In Amelia Hill’s article (UK state pension age will soon need to rise to 71, say experts, 5 February), Les Mayhew of the International Longevity Centre is quoted as saying: “In the UK, state pension age would need to be 70 or 71 compared with 66 now … But if you bring preventable ill health into the equation, that would have to increase even more.” The significant word there is “preventable” – except no one is taking any notice of it. The article goes on: “By age 70, only 50% of adults in England and Wales are now disability-free and able to work.” Those who cannot are overwhelmingly poor.
The 2020 Marmot report on health inequity tells us that, on average, healthy life expectancy at birth is 12 years longer for those from the least deprived local authorities. I heard Michael Marmot present his first review, in 2010; even then he warned that increasing the pension age would not address the pension problem because of the high rates of disability in older people who had spent their lives in poverty.
We should end low pay and poor working conditions; reduce child poverty; introduce progressive taxation; set limits on the ratio between the highest and lowest paid; and provide adequate welfare safety nets. But these solutions are at complete odds with the hegemony of free-market, neoliberal economic policies. Just as most Americans cannot imagine a world without guns, it seems we cannot imagine one without unregulated capitalism. Both are eminently possible.
Prof Elspeth Webb (retired)
Penarth, South Wales
I work in the construction industry and cannot effectively retire until I am 67. I will be 64 in May and I could really do with retiring right now. Although my trade, electrician/electrical engineer, is less onerous than, say, being a brickie or plumber, it’s still pretty physical. At the end of an average day, my joints hurt and I feel the fatigue. It punishes the mind as well – mental health issues are high in my trade.

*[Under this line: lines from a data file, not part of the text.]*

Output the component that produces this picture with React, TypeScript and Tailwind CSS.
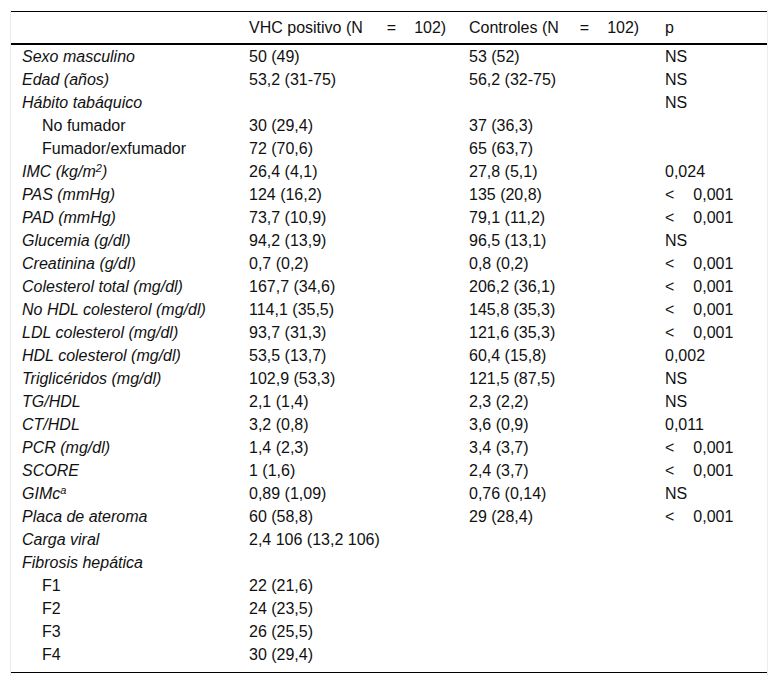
import React from "react";

type Row = { label: React.ReactNode; vhc?: string; ctrl?: string; p?: string; sub?: boolean };

const rows: Row[] = [
  { label: "Sexo masculino", vhc: "50 (49)", ctrl: "53 (52)", p: "NS" },
  { label: "Edad (años)", vhc: "53,2 (31-75)", ctrl: "56,2 (32-75)", p: "NS" },
  { label: "Hábito tabáquico", p: "NS" },
  { label: "No fumador", vhc: "30 (29,4)", ctrl: "37 (36,3)", sub: true },
  { label: "Fumador/exfumador", vhc: "72 (70,6)", ctrl: "65 (63,7)", sub: true },
  {
    label: (
      <>
        IMC (kg/m<sup className="text-[11px] leading-none">2</sup>)
      </>
    ),
    vhc: "26,4 (4,1)",
    ctrl: "27,8 (5,1)",
    p: "0,024",
  },
  { label: "PAS (mmHg)", vhc: "124 (16,2)", ctrl: "135 (20,8)", p: "<0,001" },
  { label: "PAD (mmHg)", vhc: "73,7 (10,9)", ctrl: "79,1 (11,2)", p: "<0,001" },
  { label: "Glucemia (g/dl)", vhc: "94,2 (13,9)", ctrl: "96,5 (13,1)", p: "NS" },
  { label: "Creatinina (g/dl)", vhc: "0,7 (0,2)", ctrl: "0,8 (0,2)", p: "<0,001" },
  { label: "Colesterol total (mg/dl)", vhc: "167,7 (34,6)", ctrl: "206,2 (36,1)", p: "<0,001" },
  { label: "No HDL colesterol (mg/dl)", vhc: "114,1 (35,5)", ctrl: "145,8 (35,3)", p: "<0,001" },
  { label: "LDL colesterol (mg/dl)", vhc: "93,7 (31,3)", ctrl: "121,6 (35,3)", p: "<0,001" },
  { label: "HDL colesterol (mg/dl)", vhc: "53,5 (13,7)", ctrl: "60,4 (15,8)", p: "0,002" },
  { label: "Triglicéridos (mg/dl)", vhc: "102,9 (53,3)", ctrl: "121,5 (87,5)", p: "NS" },
  { label: "TG/HDL", vhc: "2,1 (1,4)", ctrl: "2,3 (2,2)", p: "NS" },
  { label: "CT/HDL", vhc: "3,2 (0,8)", ctrl: "3,6 (0,9)", p: "0,011" },
  { label: "PCR (mg/dl)", vhc: "1,4 (2,3)", ctrl: "3,4 (3,7)", p: "<0,001" },
  { label: "SCORE", vhc: "1 (1,6)", ctrl: "2,4 (3,7)", p: "<0,001" },
  {
    label: (
      <>
        GIMc<sup className="text-[11px] leading-none">a</sup>
      </>
    ),
    vhc: "0,89 (1,09)",
    ctrl: "0,76 (0,14)",
    p: "NS",
  },
  { label: "Placa de ateroma", vhc: "60 (58,8)", ctrl: "29 (28,4)", p: "<0,001" },
  { label: "Carga viral", vhc: "2,4 106 (13,2 106)" },
  { label: "Fibrosis hepática" },
  { label: "F1", vhc: "22 (21,6)", sub: true },
  { label: "F2", vhc: "24 (23,5)", sub: true },
  { label: "F3", vhc: "26 (25,5)", sub: true },
  { label: "F4", vhc: "30 (29,4)", sub: true },
];

const cols = "grid grid-cols-[227px_220px_196px_1fr]";

function PValue({ p }: { p?: string }) {
  if (!p) return null;
  if (p.startsWith("<")) {
    return (
      <>
        <span>&lt;</span>
        <span className="ml-[19px]">{p.slice(1)}</span>
      </>
    );
  }
  return <>{p}</>;
}

export default function App() {
  return (
    <div className="min-h-[683px] bg-white pt-[10px] pl-[10px] font-['Liberation_Sans',Arial,sans-serif] text-[16px] text-[#111]">
      <div className="w-[758px] border-x border-[#ececec] pt-px pb-[3px]">
        <div className="border-t border-black">
          <div className={`${cols} h-[33px] items-center border-b-2 border-black leading-[23px]`}>
            <div />
            <div className="pl-[11px] whitespace-nowrap">
              VHC positivo (N<span className="ml-[24px]">=</span>
              <span className="ml-[18px]">102)</span>
            </div>
            <div className="pl-[11px] whitespace-nowrap">
              Controles (N<span className="ml-[21px]">=</span>
              <span className="ml-[18px]">102)</span>
            </div>
            <div className="pl-[11px]">p</div>
          </div>
          <div className="border-b border-black pb-[6px]">
            {rows.map((r, i) => (
              <div key={i} className={`${cols} h-[23px] items-center leading-[23px] whitespace-nowrap`}>
                <div className={r.sub ? "pl-[31px]" : "pl-[11px] italic"}>{r.label}</div>
                <div className="pl-[11px]">{r.vhc}</div>
                <div className="pl-[11px]">{r.ctrl}</div>
                <div className="pl-[11px]">
                  <PValue p={r.p} />
                </div>
              </div>
            ))}
          </div>
        </div>
      </div>
    </div>
  );
}
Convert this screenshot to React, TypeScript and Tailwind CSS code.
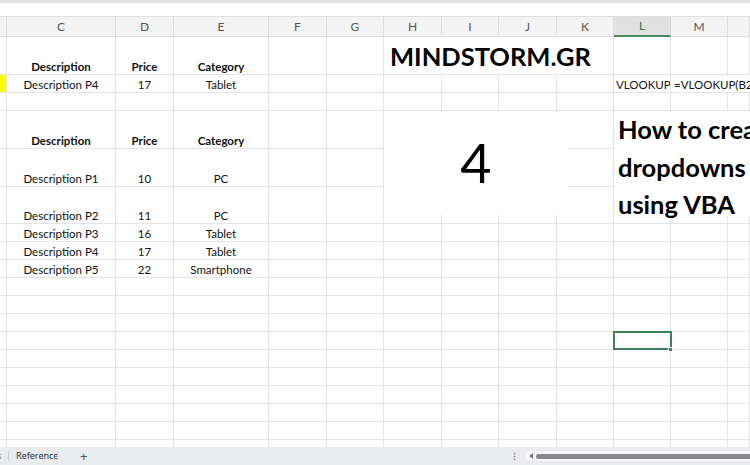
import React from 'react';

const GRID =
  'grid grid-cols-[7px_109px_58px_95px_58px_57px_58px_57px_58px_57px_57px_57px_22px] shrink-0';

const LETTERS = ['', 'C', 'D', 'E', 'F', 'G', 'H', 'I', 'J', 'K', 'L', 'M', ''];

type RowDef = { h: string; cells?: Record<number, string>; bold?: boolean };

const ROWS: RowDef[] = [
  { h: 'h-[38px]', cells: { 1: 'Description', 2: 'Price', 3: 'Category' }, bold: true },
  { h: 'h-[18px]' }, // row 2 is drawn on its own
  { h: 'h-[18px]' },
  { h: 'h-[38px]', cells: { 1: 'Description', 2: 'Price', 3: 'Category' }, bold: true },
  { h: 'h-[38px]', cells: { 1: 'Description P1', 2: '10', 3: 'PC' } },
  { h: 'h-[37px]', cells: { 1: 'Description P2', 2: '11', 3: 'PC' } },
  { h: 'h-[18px]', cells: { 1: 'Description P3', 2: '16', 3: 'Tablet' } },
  { h: 'h-[18px]', cells: { 1: 'Description P4', 2: '17', 3: 'Tablet' } },
  { h: 'h-[18px]', cells: { 1: 'Description P5', 2: '22', 3: 'Smartphone' } },
  ...Array.from({ length: 10 }, () => ({ h: 'h-[18px]' })),
];

const cellBase =
  'border-r border-b border-[#e4e4e4] flex items-end justify-center whitespace-nowrap leading-[15px] text-[11.5px] text-[#111]';

function Cell({ text, bold, className = '' }: { text?: string; bold?: boolean; className?: string }) {
  return (
    <div className={`${cellBase} overflow-hidden ${bold ? 'font-bold' : ''} ${className}`}>{text}</div>
  );
}

function ColumnHeader() {
  return (
    <div className={`${GRID} h-[20px] bg-[#f3f3f3] border-b border-[#d9d9d9]`}>
      {LETTERS.map((l, i) =>
        l === 'L' ? (
          <div
            key={i}
            className="flex items-center justify-center bg-[#e1e1e1] border-r border-[#d4d4d4] border-b-2 border-b-[#4a8a5f] text-[12px] text-[#3d7a50]"
          >
            {l}
          </div>
        ) : (
          <div
            key={i}
            className="flex items-center justify-center border-r border-[#dcdcdc] text-[12px] text-[#555]"
          >
            {l}
          </div>
        )
      )}
    </div>
  );
}

function Row1() {
  return (
    <div className={`${GRID} h-[38px]`}>
      <Cell />
      <Cell text="Description" bold />
      <Cell text="Price" bold />
      <Cell text="Category" bold />
      <Cell />
      <Cell />
      <div className="col-span-4 border-r border-b border-[#e4e4e4] flex items-end pl-[6px] pb-[2px] leading-[32px] text-[25.5px] font-bold text-black">
        MINDSTORM.GR
      </div>
      <Cell />
      <Cell />
      <Cell />
    </div>
  );
}

function Row2() {
  return (
    <div className={`${GRID} h-[18px]`}>
      <Cell className="bg-[#ffff00]" />
      <Cell text="Description P4" />
      <Cell text="17" />
      <Cell text="Tablet" />
      <Cell />
      <Cell />
      <Cell />
      <Cell />
      <Cell />
      <Cell />
      <Cell text="VLOOKUP" className="justify-start pl-[2px]" />
      <div className="border-b border-[#e4e4e4] flex items-end whitespace-nowrap leading-[15px] text-[11.5px] text-[#111] pl-[3px] relative z-10">
        =VLOOKUP(B2,
      </div>
      <div className="border-b border-[#e4e4e4]" />
    </div>
  );
}

function SheetTabs() {
  return (
    <div className="h-[18px] shrink-0 bg-[#e9ebef] flex items-center text-[9px] text-[#333] font-['Noto_Sans',sans-serif]">
      <span className="w-[8px] overflow-hidden text-[#777] -ml-[3px]">s</span>
      <div className="w-px h-[10px] bg-[#c9cbcf] ml-[3px]" />
      <span className="ml-[7px] w-[41px]">Reference</span>
      <div className="w-px h-[10px] bg-[#c9cbcf]" />
      <span className="ml-[22px] text-[13px] leading-none text-[#555]">+</span>
      <div className="flex-1" />
      <span className="text-[9px] leading-none text-[#777] mr-[7px] font-bold">⋮</span>
      <div className="w-[224px] h-[10px] rounded-l-full bg-[#f7f8fa] flex items-center pl-[3px]">
        <span className="w-0 h-0 border-y-[3px] border-y-transparent border-r-[4px] border-r-[#777]" />
        <div className="ml-[3px] flex-1 h-[5px] rounded-l-full bg-[#8a8a8a]" />
      </div>
    </div>
  );
}

export default function App() {
  return (
    <div className="relative w-[750px] h-[465px] overflow-hidden bg-white font-['Lato','Liberation_Sans',sans-serif] flex flex-col">
      <div className="h-[3px] shrink-0 bg-[#e6e6e6]" />
      <div className="h-[13px] shrink-0 bg-white" />
      <div className="h-px shrink-0 bg-[#dedede]" />
      <ColumnHeader />
      <div className="flex-1 min-h-0 overflow-hidden flex flex-col">
        {ROWS.map((r, ri) => {
          if (ri === 0) return <Row1 key={ri} />;
          if (ri === 1) return <Row2 key={ri} />;
          return (
            <div key={ri} className={`${GRID} ${r.h}`}>
              {LETTERS.map((_, ci) =>
                ri === 12 && ci === 10 ? (
                  <div key={ci} className={`${cellBase} relative z-10`}>
                    <div className="absolute -left-px -top-px w-[59px] h-[19px] border-2 border-[#3f805a]" />
                    <div className="absolute -right-[3px] -bottom-[3px] w-[5px] h-[5px] bg-[#3f805a] border border-white" />
                  </div>
                ) : (
                  <Cell key={ci} text={r.cells?.[ci]} bold={r.bold} />
                )
              )}
            </div>
          );
        })}
      </div>
      <SheetTabs />

      {/* text box with the number */}
      <div className="absolute left-[384px] top-[111px] w-[184px] h-[104px] bg-white flex items-center justify-center text-[54px] leading-none text-black">
        4
      </div>

      {/* title text box */}
      <div className="absolute left-[615px] top-[111px] w-[160px] h-[105px] bg-white pl-[3px] text-[25.5px] leading-[37.5px] font-bold text-black whitespace-nowrap">
        <div>How to create</div>
        <div>dropdowns</div>
        <div>using VBA</div>
      </div>
    </div>
  );
}
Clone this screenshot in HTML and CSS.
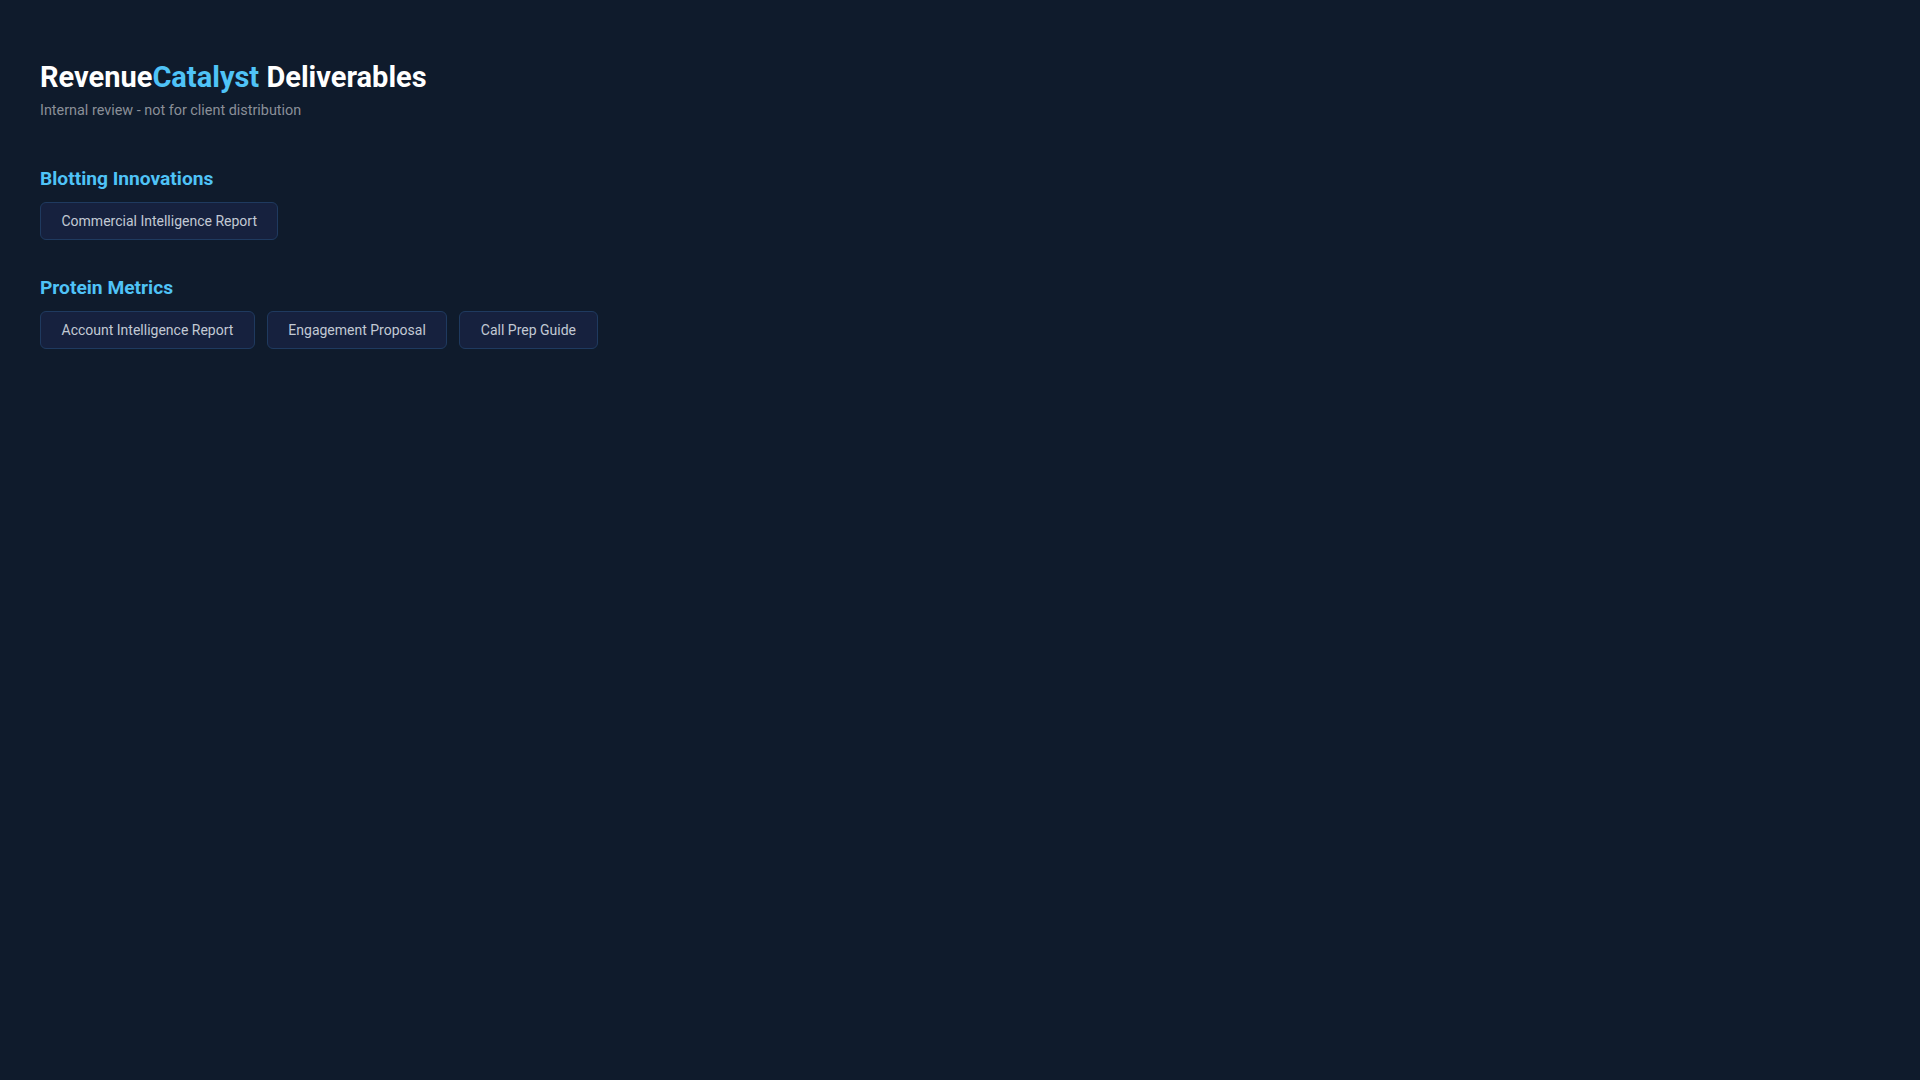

A staged set of ages for retirement would be beneficial. Folk who work in nice offices could quite easily carry on until 70-plus, while those of us who spend most winter months in part-built, unheated shells of buildings, or outdoors, would be much less of a drain on the NHS.
Sale, Greater Manchester
It seems unsustainable to always have this cliff-edge of retirement as the only way to deal with increasing life expectancy. At what point is it no longer reasonable to ask somebody to work full time? What we need is a right to work reduced hours, particularly as you approach retirement age. Why not have a system that allows people to demand the reasonable change to their contracts when they reach, say, 60 or even 55. It could be called the “partial retirement age”, and it means that your employer must accommodate your reasonable request to work reduced hours. It would be much more reasonable to expect people to not receive a pension until 71 or even older if they are entitled to reducing their workload, otherwise the existing model will become about working people until they break, which as well as being unfair and immoral, is also not in the economic interests of the country.
At least you have medical coverage in the UK. This American is still working at 75, as a caregiver for a disabled adult, and doesn’t expect to be able to quit any time soon, primarily for the sake of the excellent union-funded health insurance.